When we arrived at 1:30am at 18 on the Bund, a throng of people waited outside, trying to cajole their way past the bouncers. We rang up Sam, one of those guys who's out clubbing so often that he's on a first name basis with every bouncer. He came down, parted the sea of hopefuls like Moses, and the bouncers ushered us in.

Located on the 7th floor, Bar Rouge was hopping. From the outdoor terrace, I stood under a Chinese flag blown sideways by a stiff breeze and looked out across the Huangpu river at the now darkened Pudong skyline. Inside, bartenders stacked martini glasses in a pyramid, then lit some unidentified alcoholic drink on fire and poured it over the glass pyramid so that the stream of fire descended to the bar and streamed six feet across the counter. I made quick note of the fire exit routes.

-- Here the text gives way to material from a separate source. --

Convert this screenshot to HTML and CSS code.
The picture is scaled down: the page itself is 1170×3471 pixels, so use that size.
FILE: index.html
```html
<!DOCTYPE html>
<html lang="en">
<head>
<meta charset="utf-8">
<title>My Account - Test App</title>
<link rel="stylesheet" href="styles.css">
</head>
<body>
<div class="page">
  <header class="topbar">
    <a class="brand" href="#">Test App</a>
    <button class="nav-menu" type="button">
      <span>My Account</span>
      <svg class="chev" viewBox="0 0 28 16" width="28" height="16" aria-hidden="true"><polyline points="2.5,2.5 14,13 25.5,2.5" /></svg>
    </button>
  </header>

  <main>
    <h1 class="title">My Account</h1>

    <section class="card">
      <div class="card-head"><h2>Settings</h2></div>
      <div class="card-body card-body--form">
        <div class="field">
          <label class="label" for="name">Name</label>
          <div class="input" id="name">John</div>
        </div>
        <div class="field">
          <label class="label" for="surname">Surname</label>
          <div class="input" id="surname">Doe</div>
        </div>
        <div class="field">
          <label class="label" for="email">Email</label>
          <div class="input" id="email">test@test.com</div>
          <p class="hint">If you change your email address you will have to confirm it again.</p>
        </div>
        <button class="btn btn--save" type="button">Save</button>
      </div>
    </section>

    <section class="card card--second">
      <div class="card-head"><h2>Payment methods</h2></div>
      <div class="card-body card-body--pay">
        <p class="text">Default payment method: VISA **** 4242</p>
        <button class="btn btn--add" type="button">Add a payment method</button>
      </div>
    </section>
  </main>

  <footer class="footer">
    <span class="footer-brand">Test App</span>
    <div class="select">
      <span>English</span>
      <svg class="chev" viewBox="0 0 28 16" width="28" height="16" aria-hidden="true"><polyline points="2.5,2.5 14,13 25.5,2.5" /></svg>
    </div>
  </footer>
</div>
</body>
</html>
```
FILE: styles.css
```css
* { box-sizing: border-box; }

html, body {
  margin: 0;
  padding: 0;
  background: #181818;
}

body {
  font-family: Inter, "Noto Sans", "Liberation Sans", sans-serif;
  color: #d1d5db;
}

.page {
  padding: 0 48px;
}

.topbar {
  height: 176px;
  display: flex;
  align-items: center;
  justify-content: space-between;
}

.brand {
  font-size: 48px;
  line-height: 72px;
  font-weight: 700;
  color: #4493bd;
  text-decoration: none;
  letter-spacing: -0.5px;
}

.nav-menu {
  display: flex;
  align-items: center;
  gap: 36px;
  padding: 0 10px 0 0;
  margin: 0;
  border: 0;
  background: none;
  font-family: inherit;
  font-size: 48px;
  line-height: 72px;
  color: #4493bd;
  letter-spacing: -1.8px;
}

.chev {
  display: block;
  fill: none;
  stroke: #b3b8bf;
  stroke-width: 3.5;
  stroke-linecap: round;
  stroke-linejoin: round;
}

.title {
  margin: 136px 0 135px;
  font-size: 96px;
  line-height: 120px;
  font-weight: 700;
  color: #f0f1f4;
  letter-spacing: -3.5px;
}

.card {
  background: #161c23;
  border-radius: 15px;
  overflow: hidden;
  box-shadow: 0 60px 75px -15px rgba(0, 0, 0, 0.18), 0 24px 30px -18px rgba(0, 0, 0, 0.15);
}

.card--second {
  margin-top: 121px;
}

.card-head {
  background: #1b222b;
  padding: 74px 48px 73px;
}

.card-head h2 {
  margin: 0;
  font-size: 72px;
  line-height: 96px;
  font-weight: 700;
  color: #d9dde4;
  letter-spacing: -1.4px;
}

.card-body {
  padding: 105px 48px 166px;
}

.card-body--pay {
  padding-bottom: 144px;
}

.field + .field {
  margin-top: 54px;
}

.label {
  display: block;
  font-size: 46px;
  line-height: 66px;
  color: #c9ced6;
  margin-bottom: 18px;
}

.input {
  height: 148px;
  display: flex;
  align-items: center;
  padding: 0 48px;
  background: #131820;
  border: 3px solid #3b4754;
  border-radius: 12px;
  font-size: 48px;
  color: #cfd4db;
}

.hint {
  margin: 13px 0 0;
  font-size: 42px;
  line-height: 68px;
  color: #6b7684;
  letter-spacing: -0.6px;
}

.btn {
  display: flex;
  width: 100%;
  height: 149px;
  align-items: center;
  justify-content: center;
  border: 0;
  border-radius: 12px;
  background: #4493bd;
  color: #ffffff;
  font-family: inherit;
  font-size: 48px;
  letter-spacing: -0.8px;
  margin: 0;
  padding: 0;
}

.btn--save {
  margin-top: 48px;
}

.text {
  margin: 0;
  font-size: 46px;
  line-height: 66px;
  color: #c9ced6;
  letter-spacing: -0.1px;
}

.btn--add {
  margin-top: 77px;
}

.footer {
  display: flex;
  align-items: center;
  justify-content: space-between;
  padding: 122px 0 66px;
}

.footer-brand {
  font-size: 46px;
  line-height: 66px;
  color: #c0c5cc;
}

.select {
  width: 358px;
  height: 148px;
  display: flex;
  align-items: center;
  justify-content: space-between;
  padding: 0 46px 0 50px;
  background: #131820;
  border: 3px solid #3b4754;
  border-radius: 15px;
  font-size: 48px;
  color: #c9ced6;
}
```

The rest of the night dissolved in bath of green tea and black labels (the local mixed drink of choice) and shots of one sort or another. All the building lights on the Bund and on the Pudong skyline turn off at 11pm (electricity is at a premium), but the youth remain lit until sunrise.

Posted by eugene at 9:13 AM

August 15, 2005

Spread across the time zones

My mind is in NY already, thinking of all the things I need to take care of when I arrive home. My body is here at the United Arrivals Lounge in San Francisco airport. My body clock is trying to catch up, but it's lagging. It fell off the pace some time ago and is floating over the Pacific Ocean somewhere, northwest of Alaska.

And of course, as is the case with travel denouements, the heart is slowest to follow and mine remains somewhere in China, with friends old and new. It's no fun, these last legs of multi-hop international flights, when your heart is elsewhere and your essence is discombobulated. I'm ready for the reunion of all my parts in my bed back home.

I thought I'd have time and the Internet access to write while in China, but I had precious little of either, and the rare times they converged I lacked the will. It will take some effort to get back into a writing frame of mind, and my e-mail inbox is a bit bloated. All in good time.